Kendall Deighan will never throw a touchdown pass at the Coliseum, make a game-winning jump shot at the Galen Center or run a record-breaking mile on Cromwell Field, but the incoming freshman plans to make her own mark on the USC athletics program over the next four years.
Deighan is a competitive halfpipe and slopestyle skier who dreams of qualifying for the 2014 Winter Olympics in Sochi, Russia.
“When I say I’m going to USC, everyone tells me that I can’t ski in Southern California, but I tell them I can,” said Deighan, who grew up in Aspen, Colo. “The school wants me to succeed as a student, and yet they are very open to letting me take care of my competitive schedule outside of campus. It will work out just fine.”
Deighan is well aware that the prestige and tradition that comes with wearing a USC uniform stems largely from more traditional programs, such as football, tennis, swimming, and track and field.
“It would be wonderful if more Winter Olympic hopefuls came to USC,” said Deighan, who earlier this year was ranked as the fifth-best halfpipe skier in the United States and plans to complete on the U.S. Revolution Tour this winter. “Obviously, this school has a rich athletic tradition, but I hope maybe I can change the dynamic a little bit here. The first step to achieving that is spreading awareness about sports like skiing.”

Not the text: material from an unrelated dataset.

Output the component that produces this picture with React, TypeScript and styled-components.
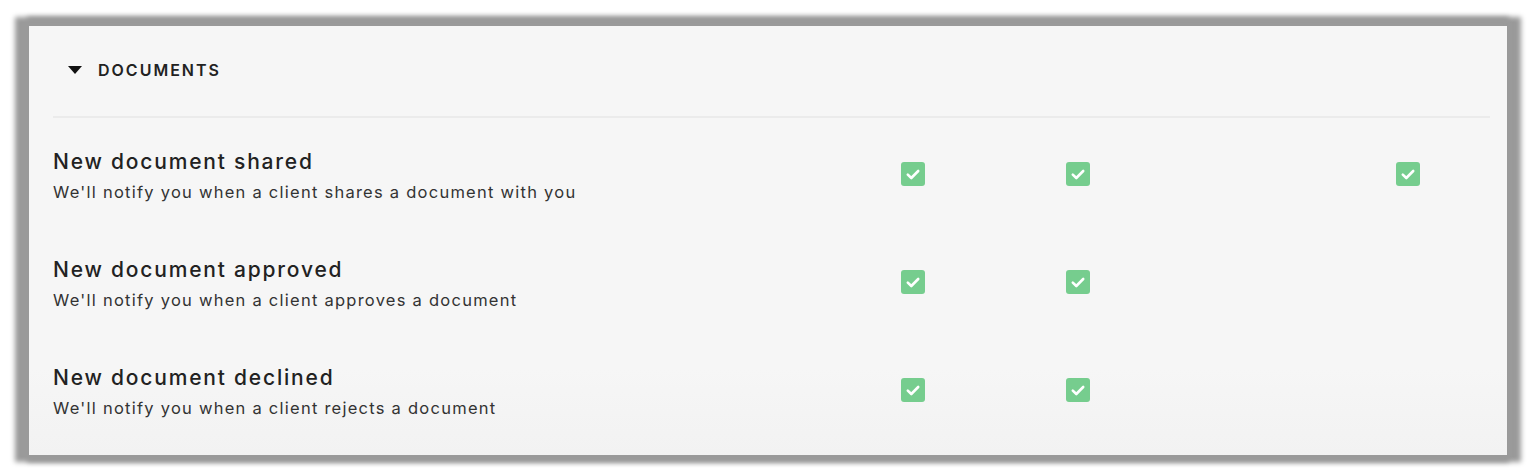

Though the incoming freshman’s mind will be on the slopes during her time at USC, there is more to Deighan than being a competitive athlete. In 2007, she tore both her ACL and meniscus during a halfpipe race. Doctors told her repeatedly that she would never ski again, and while she ultimately proved them wrong, her 11 months of rehab away from the sport opened her eyes.
“It’s never fun not being able to compete, but I learned a lot about myself during that time,” said Deighan, who was accepted into the USC Marshall School of Business. “It was a great opportunity for me to give back, and I did so by serving as the head of my high school’s fundraising oversight committee. Because of that experience and raising money for local charities, it piqued my curiosity going into my time at USC. I will definitely be joining multiple philanthropic clubs on campus.”
In addition, Deighan wants to immerse herself in the USC’s school spirit, whether it’s rushing a sorority or attending home football games.
“I come from Vail Mountain High School, where my graduating class was only 24 students,” Deighan said. “I can’t wait to be a part of this university.”
While her ultimate goal is to wear red, white and blue, she said deep down she’ll be most proud to represent a different medley of colors: cardinal and gold.
“I am a part of this community now, whether it’s in the classroom or with my skiing career,” Deighan said. “It’s not just me now that I am representing. I am representing an entire university. It may not be an NCAA sport. It may not be a whole team of cardinal and gold out there. But every time I compete, I will be doing so as a proud Trojan.”